### INFORMATION PROVIDED
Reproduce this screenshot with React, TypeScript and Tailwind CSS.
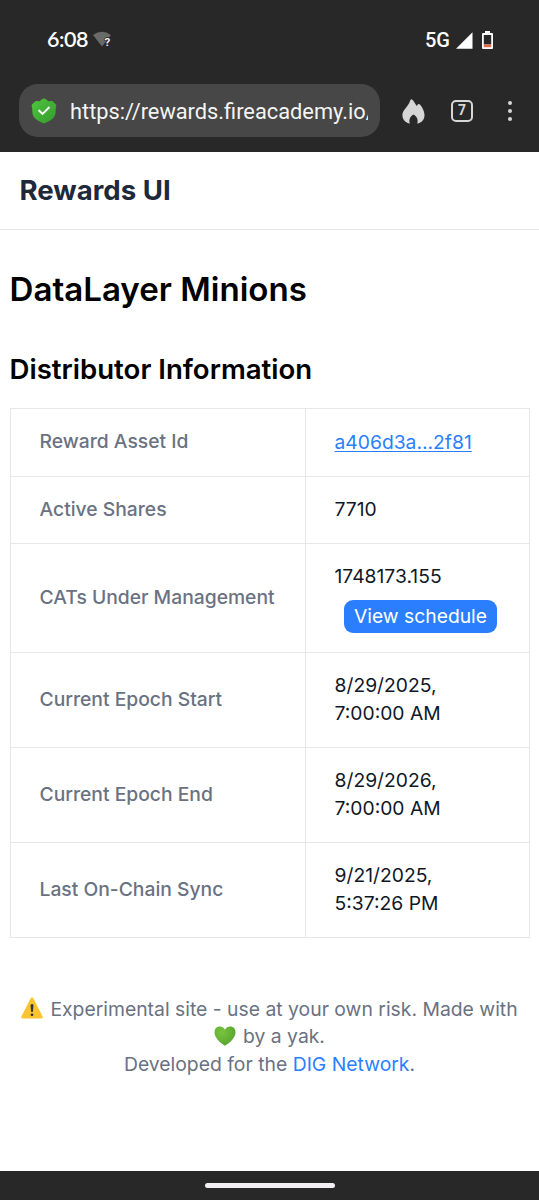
import { ReactNode } from 'react';

interface InfoRow {
  label: string;
  value: ReactNode;
  height: string;
}

const rows: InfoRow[] = [
  {
    label: 'Reward Asset Id',
    value: (
      <a href="#" className="relative top-[0.5px] text-[#2b7fff] underline underline-offset-[2px] decoration-[1px]">
        a406d3a...2f81
      </a>
    ),
    height: 'h-[67.5px]'
  },
  { label: 'Active Shares', value: '7710', height: 'h-[67.5px]' },
  {
    label: 'CATs Under Management',
    value: (
      <div className="flex flex-col items-start">
        <span>1748173.155</span>
        <button className="mt-[9px] ml-[9.5px] h-[33px] w-[153px] whitespace-nowrap rounded-[9px] bg-[#2b7fff] text-white">
          View schedule
        </button>
      </div>
    ),
    height: 'h-[109px]'
  },
  { label: 'Current Epoch Start', value: <>8/29/2025,<br />7:00:00 AM</>, height: 'h-[95px]' },
  { label: 'Current Epoch End', value: <>8/29/2026,<br />7:00:00 AM</>, height: 'h-[95px]' },
  { label: 'Last On-Chain Sync', value: <>9/21/2025,<br />5:37:26 PM</>, height: 'h-[95px]' }
];

function WifiUnknown() {
  return (
    <svg width="20" height="18" viewBox="0 0 20 18" className="ml-[5px]">
      <path d="M0 4Q9 -2.500 18 4L9 15.500Z" fill="#6a6a6a" />
      <text x="11.500" y="15" fontSize="11.500" fontWeight="600" fill="#fff" stroke="#282828" strokeWidth="1.500" paintOrder="stroke" fontFamily="Roboto, sans-serif">
        ?
      </text>
    </svg>
  );
}

function Shield() {
  return (
    <svg width="26" height="26" viewBox="0 0 26 26">
      <defs>
        <linearGradient id="shield" x1="0" y1="0" x2="1" y2="1">
          <stop offset="0" stopColor="#4fc63f" />
          <stop offset="1" stopColor="#349a2c" />
        </linearGradient>
      </defs>
      <path
        d="M13 .5C14.200 .5 15.600 1.500 17 3C18.500 3.600 20 2.600 21.500 3.300C22.800 4 23.800 5.500 25.200 6.800C25.600 8 24.800 9.500 24.700 11.500C24.700 14 24.600 16.500 23.300 18.800C21 22 17 24.300 13 25.500C9 24.300 5 22 2.700 18.800C1.400 16.500 1.300 14 1.300 11.500C1.200 9.500 .4 8 .8 6.800C2.200 5.500 3.200 4 4.500 3.300C6 2.600 7.500 3.600 9 3C10.400 1.500 11.800 .5 13 .5Z"
        fill="url(#shield)"
      />
      <path d="M7.500 12L11.500 16L18.500 9" fill="none" stroke="#fff" strokeWidth="1.900" />
    </svg>
  );
}

function Flame() {
  return (
    <svg width="23" height="25" viewBox="0 0 23 25" fill="#d6d6d6">
      <path d="M9.500 .3C10.600 .3 13 4 14.600 7C15.400 6.200 15.600 4.900 16.800 4.900C18.500 5 22.500 11 22.500 16C22.500 20.500 19.800 23.800 15.200 24.600C16.500 21.500 15 17.500 11.500 15.600C8 17.500 6.500 21.500 7.900 24.600C3.500 23.900 .4 20.500 .4 16C.4 11 6.500 7.500 8 2Q8.400 .3 9.500 .3Z" />
    </svg>
  );
}

function StatusBar() {
  return (
    <div className="flex h-[80px] items-center pl-[47px] pr-[46px] text-white">
      <span className="font-['Lato',sans-serif] text-[21.5px] font-semibold tracking-[-0.5px]">6:08</span>
      <WifiUnknown />
      <span className="ml-auto mr-[6px] pt-[2px] font-['Roboto',sans-serif] text-[20px] font-medium">5G</span>
      <svg width="17" height="17" viewBox="0 0 17 17" fill="#fff">
        <path d="M16.500 .3V16.700H0Z" />
      </svg>
      <svg width="11" height="18" viewBox="0 0 11 18" className="ml-[9px]">
        <path d="M3 0H8V2H10Q11 2 11 3V17Q11 18 10 18H1Q0 18 0 17V3Q0 2 1 2H3Z" fill="#fff" />
        <path d="M1.800 4H9.200V13.500H1.800Z" fill="#282828" />
        <path d="M1.800 13.500H9.200V16.200H1.800Z" fill="#e8694a" />
      </svg>
    </div>
  );
}

function AddressBar() {
  return (
    <div className="flex h-[72px] items-start pl-[19px] pt-[4px]">
      <div className="flex h-[53px] w-[361px] items-center rounded-[19px] bg-[#474747] pl-[12px]">
        <Shield />
        <div className="ml-[13px] mt-[3px] w-[298px] overflow-hidden whitespace-nowrap font-['Roboto',sans-serif] text-[21.8px] leading-[30px] text-[#f4f4f4]">
          https://rewards.fireacademy.io/
        </div>
      </div>
      <div className="flex h-[53px] flex-1 items-center pt-[1px] text-[#d6d6d6]">
        <div className="ml-[22px]">
          <Flame />
        </div>
        <div className="ml-[26px] flex size-[22px] items-center justify-center rounded-[5px] border-2 border-[#d6d6d6] font-['Roboto',sans-serif] text-[14px] font-bold">
          7
        </div>
        <div className="ml-[35px] flex flex-col gap-[4px]">
          <span className="size-[4px] rounded-full bg-[#d6d6d6]" />
          <span className="size-[4px] rounded-full bg-[#d6d6d6]" />
          <span className="size-[4px] rounded-full bg-[#d6d6d6]" />
        </div>
      </div>
    </div>
  );
}

function Warning() {
  return (
    <svg width="22" height="22" viewBox="0 0 22 22" className="mr-[7px] inline-block align-[-3px]">
      <path d="M9.800 1Q11 -.7 12.200 1L21.600 19.500Q22 21.400 20.300 21.600H1.700Q0 21.400 .4 19.500Z" fill="#fcc52f" />
      <path d="M9.500 8Q11 6 12.500 8L11.900 14.600Q11 15.600 10.100 14.600Z" fill="#303438" />
      <circle cx="11" cy="17.800" r="1.400" fill="#303438" />
    </svg>
  );
}

function GreenHeart() {
  return (
    <svg width="22" height="20" viewBox="0 0 22 20" className="mr-[7px] inline-block align-[-3px]">
      <defs>
        <radialGradient id="heart" cx=".35" cy=".3" r=".75">
          <stop offset="0" stopColor="#79c33d" />
          <stop offset="1" stopColor="#55a42e" />
        </radialGradient>
      </defs>
      <path d="M11 3.700C13 -.2 18 -.3 20.300 2.300C24.500 8.500 17 16.300 11 19.700C5 16.300 -2.500 8.500 1.700 2.300C4 -.3 9 -.2 11 3.700Z" fill="url(#heart)" />
    </svg>
  );
}

export default function App() {
  return (
    <div className="flex h-[1200px] w-[539px] flex-col overflow-hidden bg-white font-['Inter',sans-serif] text-[19.3px] leading-[27.6px]">
      <div className="h-[152px] shrink-0 bg-[#282828]">
        <StatusBar />
        <AddressBar />
      </div>

      <header className="flex h-[78px] shrink-0 items-center border-b border-[#e5e7eb] px-[19.5px]">
        <span className="text-[27.6px] font-bold text-[#1e293b]">Rewards UI</span>
      </header>

      <main className="pl-[9.5px]">
        <h1 className="mt-[39px] text-[33.1px] font-semibold leading-[40px] text-black">DataLayer Minions</h1>
        <h2 className="mt-[41px] text-[27.6px] font-semibold leading-[38px] text-black">Distributor Information</h2>

        <table className="mt-[20px] w-[519px] table-fixed border-collapse border border-[#e5e7eb]">
          <colgroup>
            <col className="w-[295px]" />
            <col className="w-[224px]" />
          </colgroup>
          <tbody>
            {rows.map((row) => (
              <tr key={row.label} className={row.height}>
                <td className="border border-[#e5e7eb] py-0 pl-[29px] font-medium text-[#6a7282]">{row.label}</td>
                <td className="border border-[#e5e7eb] py-0 pl-[29px] text-[#101828]">{row.value}</td>
              </tr>
            ))}
          </tbody>
        </table>
      </main>

      <footer className="mt-[57.5px] text-center text-[19.35px] text-[#6a7282]">
        <div>
          <Warning />
          Experimental site - use at your own risk. Made with
        </div>
        <div>
          <GreenHeart />
          by a yak.
        </div>
        <div>
          Developed for the <a href="#" className="text-[#2b7fff]">DIG Network</a>.
        </div>
      </footer>

      <div className="mt-auto flex h-[29px] shrink-0 items-center justify-center bg-[#282828]">
        <div className="h-[5px] w-[130px] rounded-full bg-[#f4eff2]" />
      </div>
    </div>
  );
}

### WHAT TO WORK ON
State how many lines include the string "with". Give no other information.

### TASK OUTPUT
2